なんでそうなるの?
V (2021)
ALCATRAZZ の新作なのに Graham Bonnet はいない。
まず、僕の知る限りで経緯を整理してみることにする。
♪…
Graham が再び "ALCATRAZZ" の名前を持ち出したのは2007年。
しかし、オリジナル・メンバーは彼以外おらず、ライヴのみを行っていった。
GRAHAM BONNET BAND (以下、GBB)のファースト・アルバムの日本盤ライナー(GQCS-90241/2:執筆/山崎智之を要約)によれば…
ALCATRAZZ の名前を使うことにかつてのメンバーからクレームがついたとかで、"ALCATRAZZ featuring Graham Bonnet" と名乗る。
2007年、2010年、2013年には Joe Lynn Turner とのジョイント来日公演が実現。2010年と13年には Doogie White も参加。
2014年からは "ALCATRAZZ" の名を一旦封印、GBB として活動していく。
2015年は MICHAEL SCHENKER'S TEMPLE OF ROCK の来日公演にスペシャル・ゲストで参加、2016年には MICHAEL SCHENKER FEST にも参加し、秋にはGBB のファースト・アルバムを発表。
…という経緯のようだ。
THE BOOK/GRAHAM BONNET BAND (2016)
この時点で、バンドにはキーボードに Jimmy Waldo が加わっている。
2017年には GBB と ALCATRAZZ (GBBのベーシストを Gary Shea に交代する編成)名義でのライヴとを行い、翌年には GBB の2ndアルバムをリリースしている。
言うまでもなく、Jimmy Waldo と Gary Shea はアメリカン・プログレハードの名バンド NEW ENGLAND の出身で ALCATRAZZ のオリジナル・メンバー。
この時点で二人ともバンドの名義使用では和解していたことになる。
MEANWHILE BACK IN THE GARAGE/GRAHAM BONNET BAND (2018)
そして、2020年には ALCATRAZZ の新作がリリースされたのであるが…
BORN INNOCENT/ALCATRAZZ (2020)
…どうやら、この年末頃には「分裂」が起きていたようで、ALCATRAZZ は1:4、ヴォーカルの Graham と他の4人に分かれてしまった。
背景にはマネージメントとの行き違いが見え隠れするのだが、そもそも GBB と ALCATRAZZ の境界線が曖昧だったようにも思えるのだが。
どうあれ Bob Kulick とのバンド、BLACKTHORNE でも一緒だった Jimmy Waldo と改めて袂を分けてしまったことは…痛い。

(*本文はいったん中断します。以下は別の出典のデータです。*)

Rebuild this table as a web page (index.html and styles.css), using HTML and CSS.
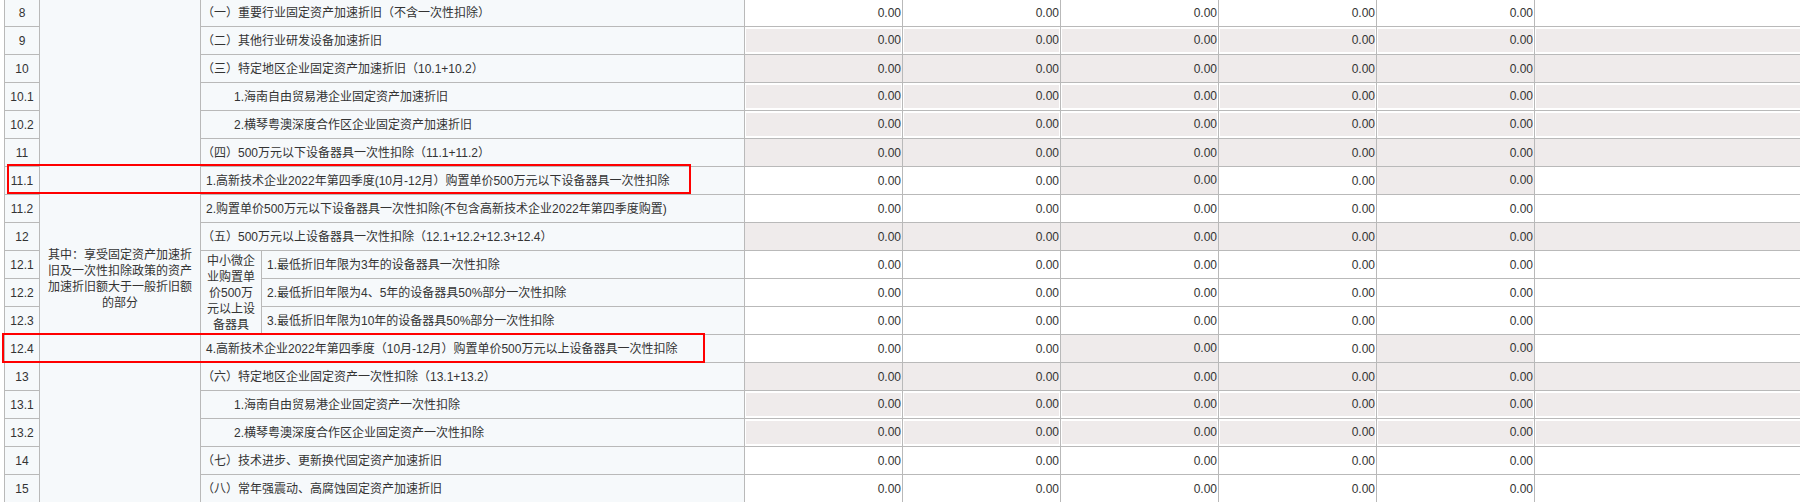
FILE: index.html
```html
<!DOCTYPE html>
<html lang="zh-CN">
<head>
<meta charset="utf-8">
<title>资产折旧、摊销及纳税调整明细表</title>
<link rel="stylesheet" href="styles.css">
</head>
<body>
<div class="page">
  <table class="form">
    <colgroup>
      <col class="c-no"><col class="c-cat"><col class="c-sub"><col class="c-item">
      <col class="c-num"><col class="c-num"><col class="c-num"><col class="c-num"><col class="c-num">
      <col class="c-last">
    </colgroup>
    <tbody>
      <tr>
        <td class="no">8</td>
        <td class="cat" rowspan="18">其中：享受固定资产加速折旧及一次性扣除政策的资产加速折旧额大于一般折旧额的部分</td>
        <td class="item lead" colspan="2">（一）重要行业固定资产加速折旧（不含一次性扣除）</td>
        <td class="num">0.00</td><td class="num">0.00</td><td class="num">0.00</td><td class="num">0.00</td><td class="num">0.00</td><td class="num"></td>
      </tr>
      <tr>
        <td class="no">9</td>
        <td class="item lead" colspan="2">（二）其他行业研发设备加速折旧</td>
        <td class="num in"><div class="box">0.00</div></td><td class="num in"><div class="box">0.00</div></td><td class="num in"><div class="box">0.00</div></td><td class="num in"><div class="box">0.00</div></td><td class="num in"><div class="box">0.00</div></td><td class="num in"><div class="box"></div></td>
      </tr>
      <tr>
        <td class="no">10</td>
        <td class="item lead" colspan="2">（三）特定地区企业固定资产加速折旧（10.1+10.2）</td>
        <td class="num ro">0.00</td><td class="num ro">0.00</td><td class="num ro">0.00</td><td class="num ro">0.00</td><td class="num ro">0.00</td><td class="num ro"></td>
      </tr>
      <tr>
        <td class="no">10.1</td>
        <td class="item sub-item" colspan="2">1.海南自由贸易港企业固定资产加速折旧</td>
        <td class="num in"><div class="box">0.00</div></td><td class="num in"><div class="box">0.00</div></td><td class="num in"><div class="box">0.00</div></td><td class="num in"><div class="box">0.00</div></td><td class="num in"><div class="box">0.00</div></td><td class="num in"><div class="box"></div></td>
      </tr>
      <tr>
        <td class="no">10.2</td>
        <td class="item sub-item" colspan="2">2.横琴粤澳深度合作区企业固定资产加速折旧</td>
        <td class="num in"><div class="box">0.00</div></td><td class="num in"><div class="box">0.00</div></td><td class="num in"><div class="box">0.00</div></td><td class="num in"><div class="box">0.00</div></td><td class="num in"><div class="box">0.00</div></td><td class="num in"><div class="box"></div></td>
      </tr>
      <tr>
        <td class="no">11</td>
        <td class="item lead" colspan="2">（四）500万元以下设备器具一次性扣除（11.1+11.2）</td>
        <td class="num ro">0.00</td><td class="num ro">0.00</td><td class="num ro">0.00</td><td class="num ro">0.00</td><td class="num ro">0.00</td><td class="num ro"></td>
      </tr>
      <tr>
        <td class="no">11.1</td>
        <td class="item" colspan="2">1.高新技术企业2022年第四季度(10月-12月）购置单价500万元以下设备器具一次性扣除</td>
        <td class="num">0.00</td><td class="num">0.00</td><td class="num ro up">0.00</td><td class="num">0.00</td><td class="num ro up">0.00</td><td class="num"></td>
      </tr>
      <tr>
        <td class="no">11.2</td>
        <td class="item" colspan="2">2.购置单价500万元以下设备器具一次性扣除(不包含高新技术企业2022年第四季度购置)</td>
        <td class="num">0.00</td><td class="num">0.00</td><td class="num">0.00</td><td class="num">0.00</td><td class="num">0.00</td><td class="num"></td>
      </tr>
      <tr>
        <td class="no">12</td>
        <td class="item lead" colspan="2">（五）500万元以上设备器具一次性扣除（12.1+12.2+12.3+12.4）</td>
        <td class="num ro">0.00</td><td class="num ro">0.00</td><td class="num ro">0.00</td><td class="num ro">0.00</td><td class="num ro">0.00</td><td class="num ro"></td>
      </tr>
      <tr>
        <td class="no">12.1</td>
        <td class="sub" rowspan="3">中小微企业购置单价500万元以上设备器具</td>
        <td class="item">1.最低折旧年限为3年的设备器具一次性扣除</td>
        <td class="num">0.00</td><td class="num">0.00</td><td class="num">0.00</td><td class="num">0.00</td><td class="num">0.00</td><td class="num"></td>
      </tr>
      <tr>
        <td class="no">12.2</td>
        <td class="item">2.最低折旧年限为4、5年的设备器具50%部分一次性扣除</td>
        <td class="num">0.00</td><td class="num">0.00</td><td class="num">0.00</td><td class="num">0.00</td><td class="num">0.00</td><td class="num"></td>
      </tr>
      <tr>
        <td class="no">12.3</td>
        <td class="item">3.最低折旧年限为10年的设备器具50%部分一次性扣除</td>
        <td class="num">0.00</td><td class="num">0.00</td><td class="num">0.00</td><td class="num">0.00</td><td class="num">0.00</td><td class="num"></td>
      </tr>
      <tr>
        <td class="no">12.4</td>
        <td class="item" colspan="2">4.高新技术企业2022年第四季度（10月-12月）购置单价500万元以上设备器具一次性扣除</td>
        <td class="num">0.00</td><td class="num">0.00</td><td class="num ro up">0.00</td><td class="num">0.00</td><td class="num ro up">0.00</td><td class="num"></td>
      </tr>
      <tr>
        <td class="no">13</td>
        <td class="item lead" colspan="2">（六）特定地区企业固定资产一次性扣除（13.1+13.2）</td>
        <td class="num ro">0.00</td><td class="num ro">0.00</td><td class="num ro">0.00</td><td class="num ro">0.00</td><td class="num ro">0.00</td><td class="num ro"></td>
      </tr>
      <tr>
        <td class="no">13.1</td>
        <td class="item sub-item" colspan="2">1.海南自由贸易港企业固定资产一次性扣除</td>
        <td class="num in"><div class="box">0.00</div></td><td class="num in"><div class="box">0.00</div></td><td class="num in"><div class="box">0.00</div></td><td class="num in"><div class="box">0.00</div></td><td class="num in"><div class="box">0.00</div></td><td class="num in"><div class="box"></div></td>
      </tr>
      <tr>
        <td class="no">13.2</td>
        <td class="item sub-item" colspan="2">2.横琴粤澳深度合作区企业固定资产一次性扣除</td>
        <td class="num in"><div class="box">0.00</div></td><td class="num in"><div class="box">0.00</div></td><td class="num in"><div class="box">0.00</div></td><td class="num in"><div class="box">0.00</div></td><td class="num in"><div class="box">0.00</div></td><td class="num in"><div class="box"></div></td>
      </tr>
      <tr>
        <td class="no">14</td>
        <td class="item lead" colspan="2">（七）技术进步、更新换代固定资产加速折旧</td>
        <td class="num">0.00</td><td class="num">0.00</td><td class="num">0.00</td><td class="num">0.00</td><td class="num">0.00</td><td class="num"></td>
      </tr>
      <tr>
        <td class="no">15</td>
        <td class="item lead" colspan="2">（八）常年强震动、高腐蚀固定资产加速折旧</td>
        <td class="num">0.00</td><td class="num">0.00</td><td class="num">0.00</td><td class="num">0.00</td><td class="num">0.00</td><td class="num"></td>
      </tr>
    </tbody>
  </table>
  <div class="mark mark-a"></div>
  <div class="mark mark-b"></div>
</div>
</body>
</html>
```

FILE: styles.css
```css
html, body {
  margin: 0;
  padding: 0;
  overflow: hidden;
  background: #fff;
}

.page {
  position: relative;
  width: 1800px;
  height: 502px;
  overflow: hidden;
  font-family: "Liberation Sans", "Noto Sans CJK SC", sans-serif;
  font-size: 12px;
  color: #333;
}

.form {
  margin: -2px 0 0 4px;
  border-collapse: collapse;
  table-layout: fixed;
  width: 1830px;
}

.c-no { width: 35px; }
.c-cat { width: 161px; }
.c-sub { width: 61px; }
.c-item { width: 483px; }
.c-num { width: 158px; }
.c-last { width: 300px; }

.form td {
  border: 1px solid #b9b9b9;
  height: 27px;
  padding: 0;
  line-height: 16px;
  vertical-align: middle;
  white-space: nowrap;
  overflow: hidden;
}

.form .no {
  background: #f6f9fb;
  text-align: center;
}

.form .cat {
  background: #f6f9fb;
  text-align: center;
  white-space: normal;
  padding: 56px 8px 0;
}

.form .sub {
  background: #f6f9fb;
  text-align: center;
  white-space: normal;
  padding: 0 4px;
}

.form .item {
  background: #f6f9fb;
  padding-left: 5px;
  letter-spacing: 0;
}

.form .lead {
  padding-left: 1px;
}

.form .sub-item {
  padding-left: 33px;
}

.form .num {
  background: #fff;
  text-align: right;
  padding-right: 1px;
}

.form .ro {
  background: #efebeb;
}

.form .up {
  height: 25px;
  padding-bottom: 2px;
}

.form .in {
  height: 23px;
  padding: 2px 1px 2px 1px;
}

.form .box {
  height: 23px;
  line-height: 23px;
  background: #efebeb;
}

.mark {
  position: absolute;
  border: 2px solid #f00;
  box-sizing: border-box;
}

.mark-a {
  left: 7px;
  top: 164px;
  width: 684px;
  height: 30px;
}

.mark-b {
  left: 2px;
  top: 333px;
  width: 703px;
  height: 30px;
}
```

AFTERLIFE/BLACKTHONE (1993)
その為か、GBB 3作目のレコーディングには Don Airey が参加することがアナウンスされている。
♪♪…
アルバム "V" は "BORN INNOCENT" のメンバーから、ヴォーカル の Graham を Doogie White に代えた編成で製作されている。
Doogie White といえば、Graham や Joe Lynn Turner と共に Ritchie Blackmore の "RAINBOW" に起用されたヴォーカリストのひとりだし、MICHAEL SCHENKER FEST にも参加していた方。

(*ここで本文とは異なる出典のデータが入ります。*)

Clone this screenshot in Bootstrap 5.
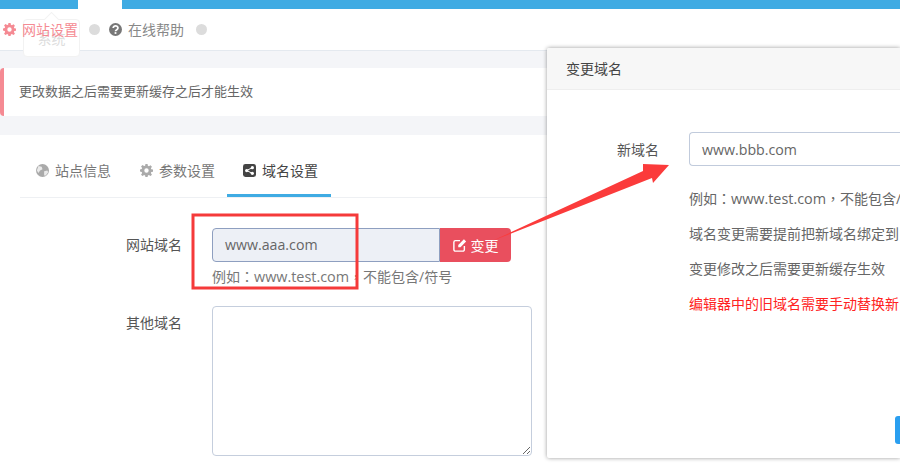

だから、Graham 抜きの ALCATRAZZ にも少しは期待するところがあった。
しかし、個人的には物足りない仕上がりだった。
それは Doogie のヴォーカルやバンドのサウンドが悪いのではなく、楽曲に何か魅力が足りない…繰り返し聞きたくなるような引っかかりが感じられない気がした。
アルバム "BORN INNOCENT" では、ある意味 ALCATRAZZ "ALL STARS" 的な楽曲提供や演奏参加があったので直接楽曲で比較するのはフェアじゃないかも知れない。
しかし、 Graham の声が聞けないのがALCATRAZZ らしさを感じない最大の要因なのは間違いないし…
結局、アルバム "V" は…僕にとっては逆説的に Graham Bonnet の魅力を再認識させる「惜しい作品」になってしまった。